## Written instruction:
Return every line of the data below that includes the string "components".

+++

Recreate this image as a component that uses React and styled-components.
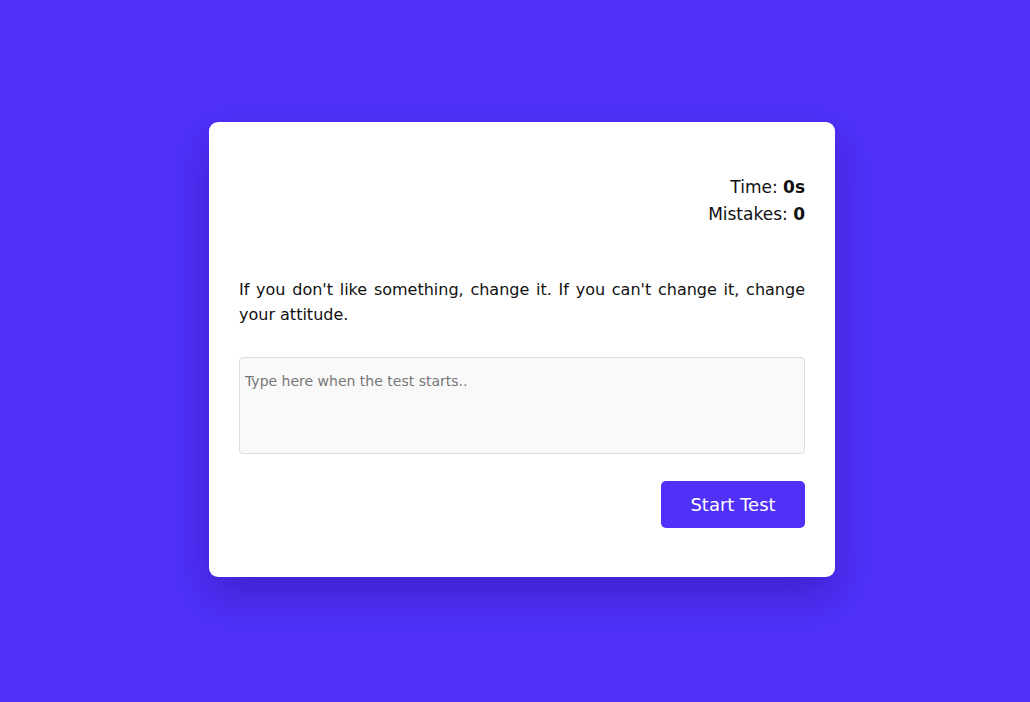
import React from "react";
import styled, { createGlobalStyle } from "styled-components";

const Global = createGlobalStyle`
  html, body { margin: 0; padding: 0; }
  body {
    background: #4f31f9;
    font-family: "DejaVu Sans", "Liberation Sans", sans-serif;
    color: #111;
  }
`;

const Page = styled.main`
  width: 1030px;
  height: 702px;
  display: flex;
  align-items: center;
  justify-content: center;
  box-sizing: border-box;
  padding: 0 0 4px 14px;
`;

const Card = styled.section`
  width: 626px;
  height: 455px;
  box-sizing: border-box;
  background: #fff;
  border-radius: 9px;
  padding: 52px 30px 48px;
  box-shadow: 0 18px 40px rgba(30, 10, 120, 0.35);
  display: flex;
  flex-direction: column;
`;

const Stats = styled.div`
  text-align: right;
  font-size: 17px;
  line-height: 27px;
  color: #111;
`;

const Stat = styled.div`
  b { font-weight: 700; }
`;

const Quote = styled.p`
  margin: 49px 0 0;
  font-size: 16px;
  line-height: 25px;
  text-align: justify;
  color: #111;
`;

const Input = styled.textarea`
  margin-top: 30px;
  height: 97px;
  box-sizing: border-box;
  width: 100%;
  resize: none;
  border: 1px solid #dddddd;
  border-radius: 4px;
  background: #f9f9f9;
  padding: 12px 5px;
  font-family: inherit;
  font-size: 14px;
  line-height: 22px;
  outline: none;
  &::placeholder { color: #777; }
`;

const Actions = styled.div`
  margin-top: 27px;
  display: flex;
  justify-content: flex-end;
`;

const Button = styled.button`
  width: 144px;
  height: 47px;
  border: none;
  border-radius: 5px;
  background: #4f31f9;
  color: #fff;
  font-family: inherit;
  font-size: 18px;
  cursor: pointer;
`;

export default function App() {
  return (
    <>
      <Global />
      <Page>
        <Card>
          <Stats>
            <Stat>Time: <b>0s</b></Stat>
            <Stat>Mistakes: <b>0</b></Stat>
          </Stats>
          <Quote>
            If you don't like something, change it. If you can't change it, change your attitude.
          </Quote>
          <Input placeholder="Type here when the test starts.." />
          <Actions>
            <Button>Start Test</Button>
          </Actions>
        </Card>
      </Page>
    </>
  );
}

+++

## Finished task:
Recreate this image as a component that uses React and styled-components.
import styled, { createGlobalStyle } from "styled-components";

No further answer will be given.